AIM: Give the listing again character for character, but drop the images.

COLLECTED DATA:
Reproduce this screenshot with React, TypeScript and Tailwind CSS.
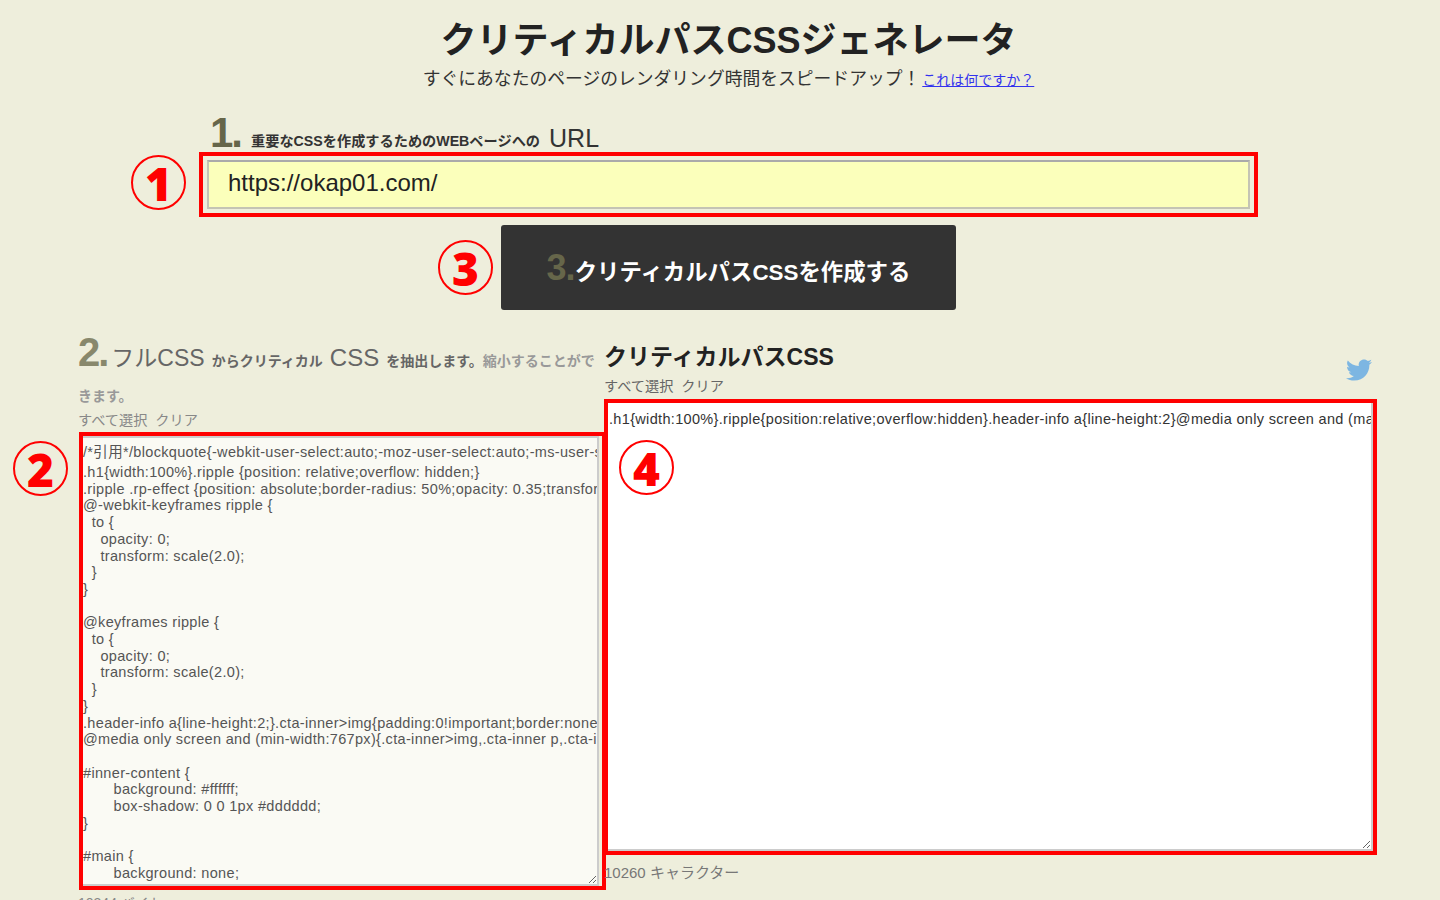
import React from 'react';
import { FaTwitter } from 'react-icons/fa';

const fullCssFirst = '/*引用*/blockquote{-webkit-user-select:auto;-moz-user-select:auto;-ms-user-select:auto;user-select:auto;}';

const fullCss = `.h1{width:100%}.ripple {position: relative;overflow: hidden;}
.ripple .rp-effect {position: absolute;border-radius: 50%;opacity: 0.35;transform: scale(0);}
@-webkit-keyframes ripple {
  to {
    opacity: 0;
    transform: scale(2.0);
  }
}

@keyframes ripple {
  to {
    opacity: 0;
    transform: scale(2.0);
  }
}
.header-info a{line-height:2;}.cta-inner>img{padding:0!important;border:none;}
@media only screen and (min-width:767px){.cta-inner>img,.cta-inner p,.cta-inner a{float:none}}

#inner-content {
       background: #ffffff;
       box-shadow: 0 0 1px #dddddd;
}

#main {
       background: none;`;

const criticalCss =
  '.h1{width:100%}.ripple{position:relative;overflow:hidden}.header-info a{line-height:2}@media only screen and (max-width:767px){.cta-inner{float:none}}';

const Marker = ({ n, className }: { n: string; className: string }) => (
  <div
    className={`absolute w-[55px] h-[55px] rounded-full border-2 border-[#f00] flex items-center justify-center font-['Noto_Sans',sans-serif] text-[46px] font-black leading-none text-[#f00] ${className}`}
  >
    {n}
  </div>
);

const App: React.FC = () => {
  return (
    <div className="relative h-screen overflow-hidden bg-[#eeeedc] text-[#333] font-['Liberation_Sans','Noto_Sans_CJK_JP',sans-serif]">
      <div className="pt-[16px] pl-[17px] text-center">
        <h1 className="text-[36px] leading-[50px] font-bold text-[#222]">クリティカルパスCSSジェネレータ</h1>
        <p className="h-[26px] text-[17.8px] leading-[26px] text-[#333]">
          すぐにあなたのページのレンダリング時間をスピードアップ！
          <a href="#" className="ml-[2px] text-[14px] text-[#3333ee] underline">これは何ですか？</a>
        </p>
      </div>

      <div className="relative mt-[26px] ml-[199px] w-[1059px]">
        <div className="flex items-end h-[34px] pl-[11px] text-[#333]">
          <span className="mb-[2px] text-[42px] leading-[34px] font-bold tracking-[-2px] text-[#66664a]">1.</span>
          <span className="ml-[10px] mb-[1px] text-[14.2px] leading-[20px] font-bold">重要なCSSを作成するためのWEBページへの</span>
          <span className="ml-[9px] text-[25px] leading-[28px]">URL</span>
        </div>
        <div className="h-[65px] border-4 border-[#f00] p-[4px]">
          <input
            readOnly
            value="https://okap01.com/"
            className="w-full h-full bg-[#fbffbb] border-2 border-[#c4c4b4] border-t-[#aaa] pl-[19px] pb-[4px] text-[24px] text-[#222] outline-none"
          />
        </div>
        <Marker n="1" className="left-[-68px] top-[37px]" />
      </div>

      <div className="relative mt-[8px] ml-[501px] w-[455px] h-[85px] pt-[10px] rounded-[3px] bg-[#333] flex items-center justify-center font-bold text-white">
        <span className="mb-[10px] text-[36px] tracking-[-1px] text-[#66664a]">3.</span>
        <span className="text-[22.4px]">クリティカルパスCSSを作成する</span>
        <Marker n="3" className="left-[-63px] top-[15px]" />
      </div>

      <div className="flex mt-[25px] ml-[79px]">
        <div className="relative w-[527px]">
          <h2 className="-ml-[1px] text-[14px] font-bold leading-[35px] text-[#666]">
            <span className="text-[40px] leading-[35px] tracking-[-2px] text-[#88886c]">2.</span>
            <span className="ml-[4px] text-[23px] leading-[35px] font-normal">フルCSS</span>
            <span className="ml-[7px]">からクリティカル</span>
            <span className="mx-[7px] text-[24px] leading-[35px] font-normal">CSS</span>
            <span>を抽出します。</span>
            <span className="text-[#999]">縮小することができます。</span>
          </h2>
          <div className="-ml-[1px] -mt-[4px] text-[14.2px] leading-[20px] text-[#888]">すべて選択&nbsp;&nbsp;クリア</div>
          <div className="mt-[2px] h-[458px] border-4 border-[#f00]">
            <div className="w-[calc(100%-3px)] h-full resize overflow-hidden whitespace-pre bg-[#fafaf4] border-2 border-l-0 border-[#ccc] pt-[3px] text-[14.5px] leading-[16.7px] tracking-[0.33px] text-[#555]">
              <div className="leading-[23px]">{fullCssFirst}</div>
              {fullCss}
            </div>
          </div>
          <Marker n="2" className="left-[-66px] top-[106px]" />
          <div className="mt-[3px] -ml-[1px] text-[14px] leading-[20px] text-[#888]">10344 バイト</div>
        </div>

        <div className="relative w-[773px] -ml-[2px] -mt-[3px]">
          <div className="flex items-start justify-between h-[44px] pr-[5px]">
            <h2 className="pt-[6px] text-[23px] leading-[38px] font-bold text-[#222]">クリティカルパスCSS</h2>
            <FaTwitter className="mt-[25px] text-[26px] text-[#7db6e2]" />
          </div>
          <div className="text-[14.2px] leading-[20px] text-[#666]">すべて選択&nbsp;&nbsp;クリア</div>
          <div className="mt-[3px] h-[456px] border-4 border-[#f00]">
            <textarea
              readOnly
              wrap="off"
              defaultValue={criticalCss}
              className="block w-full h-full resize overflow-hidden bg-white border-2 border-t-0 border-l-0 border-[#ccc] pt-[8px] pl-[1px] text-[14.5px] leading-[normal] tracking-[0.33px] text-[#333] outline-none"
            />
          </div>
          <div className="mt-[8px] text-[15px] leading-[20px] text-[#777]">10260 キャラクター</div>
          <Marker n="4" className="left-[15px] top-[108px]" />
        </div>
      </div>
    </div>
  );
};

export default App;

THE COMPLETED TASK:
Reproduce this screenshot with React, TypeScript and Tailwind CSS.
import React from 'react';
import { FaTwitter } from 'react-icons/fa';

const fullCssFirst = '/*引用*/blockquote{-webkit-user-select:auto;-moz-user-select:auto;-ms-user-select:auto;user-select:auto;}';

const fullCss = `.h1{width:100%}.ripple {position: relative;overflow: hidden;}
.ripple .rp-effect {position: absolute;border-radius: 50%;opacity: 0.35;transform: scale(0);}
@-webkit-keyframes ripple {
  to {
    opacity: 0;
    transform: scale(2.0);
  }
}

@keyframes ripple {
  to {
    opacity: 0;
    transform: scale(2.0);
  }
}
.header-info a{line-height:2;}.cta-inner>img{padding:0!important;border:none;}
@media only screen and (min-width:767px){.cta-inner>img,.cta-inner p,.cta-inner a{float:none}}

#inner-content {
       background: #ffffff;
       box-shadow: 0 0 1px #dddddd;
}

#main {
       background: none;`;

const criticalCss =
  '.h1{width:100%}.ripple{position:relative;overflow:hidden}.header-info a{line-height:2}@media only screen and (max-width:767px){.cta-inner{float:none}}';

const Marker = ({ n, className }: { n: string; className: string }) => (
  <div
    className={`absolute w-[55px] h-[55px] rounded-full border-2 border-[#f00] flex items-center justify-center font-['Noto_Sans',sans-serif] text-[46px] font-black leading-none text-[#f00] ${className}`}
  >
    {n}
  </div>
);

const App: React.FC = () => {
  return (
    <div className="relative h-screen overflow-hidden bg-[#eeeedc] text-[#333] font-['Liberation_Sans','Noto_Sans_CJK_JP',sans-serif]">
      <div className="pt-[16px] pl-[17px] text-center">
        <h1 className="text-[36px] leading-[50px] font-bold text-[#222]">クリティカルパスCSSジェネレータ</h1>
        <p className="h-[26px] text-[17.8px] leading-[26px] text-[#333]">
          すぐにあなたのページのレンダリング時間をスピードアップ！
          <a href="#" className="ml-[2px] text-[14px] text-[#3333ee] underline">これは何ですか？</a>
        </p>
      </div>

      <div className="relative mt-[26px] ml-[199px] w-[1059px]">
        <div className="flex items-end h-[34px] pl-[11px] text-[#333]">
          <span className="mb-[2px] text-[42px] leading-[34px] font-bold tracking-[-2px] text-[#66664a]">1.</span>
          <span className="ml-[10px] mb-[1px] text-[14.2px] leading-[20px] font-bold">重要なCSSを作成するためのWEBページへの</span>
          <span className="ml-[9px] text-[25px] leading-[28px]">URL</span>
        </div>
        <div className="h-[65px] border-4 border-[#f00] p-[4px]">
          <input
            readOnly
            value="https://okap01.com/"
            className="w-full h-full bg-[#fbffbb] border-2 border-[#c4c4b4] border-t-[#aaa] pl-[19px] pb-[4px] text-[24px] text-[#222] outline-none"
          />
        </div>
        <Marker n="1" className="left-[-68px] top-[37px]" />
      </div>

      <div className="relative mt-[8px] ml-[501px] w-[455px] h-[85px] pt-[10px] rounded-[3px] bg-[#333] flex items-center justify-center font-bold text-white">
        <span className="mb-[10px] text-[36px] tracking-[-1px] text-[#66664a]">3.</span>
        <span className="text-[22.4px]">クリティカルパスCSSを作成する</span>
        <Marker n="3" className="left-[-63px] top-[15px]" />
      </div>

      <div className="flex mt-[25px] ml-[79px]">
        <div className="relative w-[527px]">
          <h2 className="-ml-[1px] text-[14px] font-bold leading-[35px] text-[#666]">
            <span className="text-[40px] leading-[35px] tracking-[-2px] text-[#88886c]">2.</span>
            <span className="ml-[4px] text-[23px] leading-[35px] font-normal">フルCSS</span>
            <span className="ml-[7px]">からクリティカル</span>
            <span className="mx-[7px] text-[24px] leading-[35px] font-normal">CSS</span>
            <span>を抽出します。</span>
            <span className="text-[#999]">縮小することができます。</span>
          </h2>
          <div className="-ml-[1px] -mt-[4px] text-[14.2px] leading-[20px] text-[#888]">すべて選択&nbsp;&nbsp;クリア</div>
          <div className="mt-[2px] h-[458px] border-4 border-[#f00]">
            <div className="w-[calc(100%-3px)] h-full resize overflow-hidden whitespace-pre bg-[#fafaf4] border-2 border-l-0 border-[#ccc] pt-[3px] text-[14.5px] leading-[16.7px] tracking-[0.33px] text-[#555]">
              <div className="leading-[23px]">{fullCssFirst}</div>
              {fullCss}
            </div>
          </div>
          <Marker n="2" className="left-[-66px] top-[106px]" />
          <div className="mt-[3px] -ml-[1px] text-[14px] leading-[20px] text-[#888]">10344 バイト</div>
        </div>

        <div className="relative w-[773px] -ml-[2px] -mt-[3px]">
          <div className="flex items-start justify-between h-[44px] pr-[5px]">
            <h2 className="pt-[6px] text-[23px] leading-[38px] font-bold text-[#222]">クリティカルパスCSS</h2>
            <FaTwitter className="mt-[25px] text-[26px] text-[#7db6e2]" />
          </div>
          <div className="text-[14.2px] leading-[20px] text-[#666]">すべて選択&nbsp;&nbsp;クリア</div>
          <div className="mt-[3px] h-[456px] border-4 border-[#f00]">
            <textarea
              readOnly
              wrap="off"
              defaultValue={criticalCss}
              className="block w-full h-full resize overflow-hidden bg-white border-2 border-t-0 border-l-0 border-[#ccc] pt-[8px] pl-[1px] text-[14.5px] leading-[normal] tracking-[0.33px] text-[#333] outline-none"
            />
          </div>
          <div className="mt-[8px] text-[15px] leading-[20px] text-[#777]">10260 キャラクター</div>
          <Marker n="4" className="left-[15px] top-[108px]" />
        </div>
      </div>
    </div>
  );
};

export default App;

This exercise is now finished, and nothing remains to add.